Novartis AG’s move to exit its small Indian subsidiary once again highlights the limited appetite of global pharmaceutical giants to expand their footprint in India. The decision runs counter to expectations that recent trade agreements particularly the pact between India and the European Free Trade Association (EFTA) would encourage innovator drugmakers to scale up operations in the country.
The India-EFTA free trade agreement had raised hopes among multinational pharma companies due to references to “data exclusivity.” Commerce and Industry Minister Piyush Goyal had earlier suggested that adopting data exclusivity norms could help India attract investments worth up to $150 billion. In line with this, the Central Drugs Standard Control Organisation (CDSCO) recently proposed that early applicants seeking approval for new drugs in the branded generics segment must submit their own clinical trial data instead of relying on originator dossiers.
Shrinking Presence of MNCs
Despite these signals, multinational companies continue to find India a challenging market. According to industry experts, once patented drugs lose exclusivity, domestic firms introduce more affordable branded generics, sharply reducing revenues and profitability for global companies.
Over the past few years, Novartis has streamlined its India portfolio to concentrate on innovative therapies in cardiovascular, renal, neuroscience, and oncology segments. Beginning January 2026, it granted a perpetual license to Cipla to manufacture and market its Galvus brand and combination products in India. Earlier, Dr. Reddy’s Laboratories received exclusive rights to promote and distribute Novartis’ Voveran range, calcium portfolio, and Methergine in the country.
India’s regulatory framework also limits “evergreening” the strategy of extending patent monopolies through minor modifications. The country’s Patents Act contains key safeguards such as Section 3(d) and compulsory licensing provisions that are compliant with global trade norms under the World Trade Organization (WTO) agreement on intellectual property.
Intellectual Property Roadblocks
Section 3(d) allows patents on modified versions of known drugs only if they demonstrate significantly improved therapeutic efficacy. Policymakers argue that the clause blocks unjustified repeat patents without hindering genuine innovation.

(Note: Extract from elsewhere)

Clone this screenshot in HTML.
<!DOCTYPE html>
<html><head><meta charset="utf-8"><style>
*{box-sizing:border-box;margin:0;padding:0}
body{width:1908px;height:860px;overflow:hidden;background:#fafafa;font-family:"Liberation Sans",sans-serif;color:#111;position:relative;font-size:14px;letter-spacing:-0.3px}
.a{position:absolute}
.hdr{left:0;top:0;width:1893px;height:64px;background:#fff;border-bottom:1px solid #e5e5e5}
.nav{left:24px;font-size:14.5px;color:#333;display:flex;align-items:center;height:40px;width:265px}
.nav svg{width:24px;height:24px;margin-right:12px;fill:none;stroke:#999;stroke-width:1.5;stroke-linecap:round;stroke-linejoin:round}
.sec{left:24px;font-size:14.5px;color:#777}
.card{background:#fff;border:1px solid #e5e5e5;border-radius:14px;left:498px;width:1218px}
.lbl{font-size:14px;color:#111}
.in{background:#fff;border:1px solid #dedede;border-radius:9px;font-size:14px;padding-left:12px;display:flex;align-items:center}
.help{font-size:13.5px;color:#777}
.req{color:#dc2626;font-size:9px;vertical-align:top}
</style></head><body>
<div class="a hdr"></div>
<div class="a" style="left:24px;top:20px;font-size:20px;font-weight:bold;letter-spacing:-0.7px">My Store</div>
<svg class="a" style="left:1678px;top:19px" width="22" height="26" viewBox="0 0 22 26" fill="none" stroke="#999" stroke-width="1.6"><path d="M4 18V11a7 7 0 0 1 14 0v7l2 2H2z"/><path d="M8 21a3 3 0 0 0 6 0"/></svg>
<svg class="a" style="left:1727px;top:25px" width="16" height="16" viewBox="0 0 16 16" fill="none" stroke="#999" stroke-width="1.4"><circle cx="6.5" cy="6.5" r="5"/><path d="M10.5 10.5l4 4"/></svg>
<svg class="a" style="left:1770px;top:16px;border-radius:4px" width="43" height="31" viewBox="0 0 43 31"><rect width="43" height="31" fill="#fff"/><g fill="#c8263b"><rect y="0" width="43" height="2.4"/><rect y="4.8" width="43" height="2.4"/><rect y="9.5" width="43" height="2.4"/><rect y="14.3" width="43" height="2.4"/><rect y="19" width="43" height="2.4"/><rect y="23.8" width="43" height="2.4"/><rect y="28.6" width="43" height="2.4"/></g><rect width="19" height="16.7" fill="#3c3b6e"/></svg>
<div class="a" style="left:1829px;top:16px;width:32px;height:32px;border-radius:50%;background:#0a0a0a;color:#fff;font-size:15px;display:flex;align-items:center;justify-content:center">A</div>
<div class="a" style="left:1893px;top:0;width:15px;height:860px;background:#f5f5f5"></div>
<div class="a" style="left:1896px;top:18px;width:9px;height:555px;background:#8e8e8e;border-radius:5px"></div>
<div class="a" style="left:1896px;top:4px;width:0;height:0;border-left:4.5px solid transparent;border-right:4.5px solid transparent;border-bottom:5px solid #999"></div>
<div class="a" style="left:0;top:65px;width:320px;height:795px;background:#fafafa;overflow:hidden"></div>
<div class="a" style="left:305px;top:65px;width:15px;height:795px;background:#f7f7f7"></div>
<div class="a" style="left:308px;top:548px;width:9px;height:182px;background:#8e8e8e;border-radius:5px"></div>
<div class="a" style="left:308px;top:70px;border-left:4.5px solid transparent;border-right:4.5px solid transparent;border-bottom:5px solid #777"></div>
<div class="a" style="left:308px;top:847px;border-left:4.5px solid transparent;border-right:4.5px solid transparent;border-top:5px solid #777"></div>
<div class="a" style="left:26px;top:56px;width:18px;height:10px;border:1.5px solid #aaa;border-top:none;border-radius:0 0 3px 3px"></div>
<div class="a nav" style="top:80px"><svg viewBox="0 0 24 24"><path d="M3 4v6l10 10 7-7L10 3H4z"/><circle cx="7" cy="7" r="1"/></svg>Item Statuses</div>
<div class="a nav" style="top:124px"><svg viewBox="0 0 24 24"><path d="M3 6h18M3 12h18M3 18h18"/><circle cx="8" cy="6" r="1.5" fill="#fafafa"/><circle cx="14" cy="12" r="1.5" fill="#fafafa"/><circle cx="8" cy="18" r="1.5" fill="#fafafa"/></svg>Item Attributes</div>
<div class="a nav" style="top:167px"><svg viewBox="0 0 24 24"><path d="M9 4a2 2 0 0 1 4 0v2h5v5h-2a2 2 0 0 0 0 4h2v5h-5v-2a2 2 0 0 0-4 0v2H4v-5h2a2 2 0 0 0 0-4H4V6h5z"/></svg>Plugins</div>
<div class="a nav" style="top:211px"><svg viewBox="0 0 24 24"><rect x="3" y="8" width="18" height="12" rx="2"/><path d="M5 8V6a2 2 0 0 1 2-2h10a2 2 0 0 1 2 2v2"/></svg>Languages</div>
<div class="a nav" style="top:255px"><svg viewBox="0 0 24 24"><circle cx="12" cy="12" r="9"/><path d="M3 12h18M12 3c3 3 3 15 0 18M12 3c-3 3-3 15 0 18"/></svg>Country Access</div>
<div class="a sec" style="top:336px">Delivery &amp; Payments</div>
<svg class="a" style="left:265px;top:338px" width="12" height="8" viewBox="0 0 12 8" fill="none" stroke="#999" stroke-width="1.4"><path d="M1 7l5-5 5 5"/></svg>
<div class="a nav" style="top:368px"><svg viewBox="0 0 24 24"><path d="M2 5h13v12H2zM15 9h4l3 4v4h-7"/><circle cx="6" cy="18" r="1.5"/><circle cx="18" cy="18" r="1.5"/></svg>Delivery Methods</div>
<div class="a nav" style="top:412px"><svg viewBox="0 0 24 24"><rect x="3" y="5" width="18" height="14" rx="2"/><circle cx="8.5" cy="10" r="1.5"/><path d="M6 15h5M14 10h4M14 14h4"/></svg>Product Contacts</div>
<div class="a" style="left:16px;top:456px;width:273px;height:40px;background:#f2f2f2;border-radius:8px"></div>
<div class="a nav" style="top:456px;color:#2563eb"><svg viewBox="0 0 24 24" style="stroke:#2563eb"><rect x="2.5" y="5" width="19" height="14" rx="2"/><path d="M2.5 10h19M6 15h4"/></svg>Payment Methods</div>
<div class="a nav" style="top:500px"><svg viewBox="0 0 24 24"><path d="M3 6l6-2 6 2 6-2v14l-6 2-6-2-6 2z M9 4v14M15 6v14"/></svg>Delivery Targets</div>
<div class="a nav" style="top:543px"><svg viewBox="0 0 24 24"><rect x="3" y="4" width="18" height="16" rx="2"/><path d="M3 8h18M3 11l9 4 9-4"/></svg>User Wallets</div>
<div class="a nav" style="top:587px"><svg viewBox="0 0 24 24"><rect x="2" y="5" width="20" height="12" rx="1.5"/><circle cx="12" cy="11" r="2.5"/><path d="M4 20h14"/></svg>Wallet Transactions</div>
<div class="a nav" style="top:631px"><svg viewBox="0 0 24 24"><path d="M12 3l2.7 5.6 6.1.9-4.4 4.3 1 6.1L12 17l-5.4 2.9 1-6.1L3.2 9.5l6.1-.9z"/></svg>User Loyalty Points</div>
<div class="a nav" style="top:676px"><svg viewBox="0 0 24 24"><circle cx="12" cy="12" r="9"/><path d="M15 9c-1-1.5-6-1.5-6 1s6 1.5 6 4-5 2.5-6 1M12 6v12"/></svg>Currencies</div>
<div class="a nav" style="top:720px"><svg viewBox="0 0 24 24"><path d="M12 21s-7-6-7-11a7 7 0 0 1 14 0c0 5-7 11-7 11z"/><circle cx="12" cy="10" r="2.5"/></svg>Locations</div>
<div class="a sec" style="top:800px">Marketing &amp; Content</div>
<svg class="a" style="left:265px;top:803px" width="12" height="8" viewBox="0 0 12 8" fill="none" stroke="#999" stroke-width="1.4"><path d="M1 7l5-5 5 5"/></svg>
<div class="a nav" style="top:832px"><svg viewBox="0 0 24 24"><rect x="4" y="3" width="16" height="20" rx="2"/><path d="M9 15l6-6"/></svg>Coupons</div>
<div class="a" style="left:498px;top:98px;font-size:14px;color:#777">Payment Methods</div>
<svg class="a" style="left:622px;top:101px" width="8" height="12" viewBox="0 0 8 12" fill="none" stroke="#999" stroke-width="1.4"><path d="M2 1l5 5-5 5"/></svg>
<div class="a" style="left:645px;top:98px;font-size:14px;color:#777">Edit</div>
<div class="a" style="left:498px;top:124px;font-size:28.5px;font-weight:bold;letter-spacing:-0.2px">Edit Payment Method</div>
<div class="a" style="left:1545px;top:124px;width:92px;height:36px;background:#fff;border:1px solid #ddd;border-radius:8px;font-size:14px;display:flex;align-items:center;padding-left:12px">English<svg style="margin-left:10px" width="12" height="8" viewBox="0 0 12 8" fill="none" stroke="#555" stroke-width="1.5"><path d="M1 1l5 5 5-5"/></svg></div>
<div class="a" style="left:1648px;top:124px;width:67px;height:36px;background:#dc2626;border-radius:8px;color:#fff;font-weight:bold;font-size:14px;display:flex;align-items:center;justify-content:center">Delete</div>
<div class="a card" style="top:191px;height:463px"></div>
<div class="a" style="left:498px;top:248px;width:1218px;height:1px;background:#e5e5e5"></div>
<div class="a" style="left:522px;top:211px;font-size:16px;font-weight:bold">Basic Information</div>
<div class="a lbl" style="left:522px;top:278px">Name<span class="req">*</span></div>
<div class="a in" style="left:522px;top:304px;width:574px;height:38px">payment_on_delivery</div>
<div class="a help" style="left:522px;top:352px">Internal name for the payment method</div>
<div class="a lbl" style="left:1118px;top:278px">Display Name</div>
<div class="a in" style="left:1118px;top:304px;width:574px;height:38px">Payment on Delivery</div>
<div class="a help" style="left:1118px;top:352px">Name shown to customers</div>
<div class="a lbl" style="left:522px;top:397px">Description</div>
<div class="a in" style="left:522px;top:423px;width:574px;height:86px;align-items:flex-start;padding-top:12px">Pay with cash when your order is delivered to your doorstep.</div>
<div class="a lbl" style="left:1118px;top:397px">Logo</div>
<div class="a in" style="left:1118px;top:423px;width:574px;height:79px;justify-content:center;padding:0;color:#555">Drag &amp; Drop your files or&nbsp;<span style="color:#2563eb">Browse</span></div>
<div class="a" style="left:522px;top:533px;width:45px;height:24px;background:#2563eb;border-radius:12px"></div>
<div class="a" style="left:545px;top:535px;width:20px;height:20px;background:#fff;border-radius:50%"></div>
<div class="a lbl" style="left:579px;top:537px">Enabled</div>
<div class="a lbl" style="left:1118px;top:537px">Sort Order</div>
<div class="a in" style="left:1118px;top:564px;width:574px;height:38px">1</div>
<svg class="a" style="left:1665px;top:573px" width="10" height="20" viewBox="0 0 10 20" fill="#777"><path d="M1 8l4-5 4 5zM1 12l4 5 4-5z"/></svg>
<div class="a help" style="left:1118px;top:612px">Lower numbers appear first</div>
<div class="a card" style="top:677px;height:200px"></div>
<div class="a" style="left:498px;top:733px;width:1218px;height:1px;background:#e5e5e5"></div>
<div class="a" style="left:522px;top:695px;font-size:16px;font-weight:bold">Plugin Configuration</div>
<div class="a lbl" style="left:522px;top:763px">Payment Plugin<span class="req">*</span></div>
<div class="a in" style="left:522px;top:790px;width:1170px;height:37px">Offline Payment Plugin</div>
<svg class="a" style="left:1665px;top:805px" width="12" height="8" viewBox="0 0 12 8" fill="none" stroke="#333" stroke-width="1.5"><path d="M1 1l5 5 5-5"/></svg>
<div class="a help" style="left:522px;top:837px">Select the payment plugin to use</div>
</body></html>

In a recent development, the Indian Patent Office revoked a patent held by Novartis for Vymada, a heart failure drug, citing lack of novelty and insufficient proof of enhanced efficacy. Such rulings reinforce India’s strict stance on patent protection.
Industry observers note that these regulations enable domestic manufacturers to offer similar medicines at a fraction often one-fifth or one-tenth of the original price. As a result, patented medicines account for only around 5% of the overall Indian pharma market.
Currently, about 30 multinational pharma companies operate in India, together holding roughly 14% market share as of December 2025. For most foreign drugmakers, India contributes less than 1% of global revenues. Analysts say the recent stake sale reflects limited interest in sustaining a branded generics business, especially after Novartis spun off its global generics arm, Sandoz.
Critics of the government’s trade policy argue that recent FTAs had promised fresh investments from EFTA countries and the UK, but developments such as Novartis’ exit suggest otherwise.
Continued R&D Footprint
Importantly, Novartis will maintain its presence in India through Novartis Healthcare Pvt Ltd, its wholly owned subsidiary. The company continues to operate its corporate centre in Hyderabad and manages over 300 clinical trial sites nationwide to advance innovative treatments.
Experts point out that multinational firms that adapt to India’s unique market dynamics and consistently introduce innovative therapies can still succeed. Meanwhile, domestic pharmaceutical companies many compliant with stringent US FDA standards have strengthened manufacturing capabilities, giving Indian patients access to high-quality, affordable medicines.
In recent years, investments have also flowed into backend research and analytics functions. With the growing use of artificial intelligence in drug development, India may continue to play an important role in global pharmaceutical R&D, even as front-end commercial strategies evolve.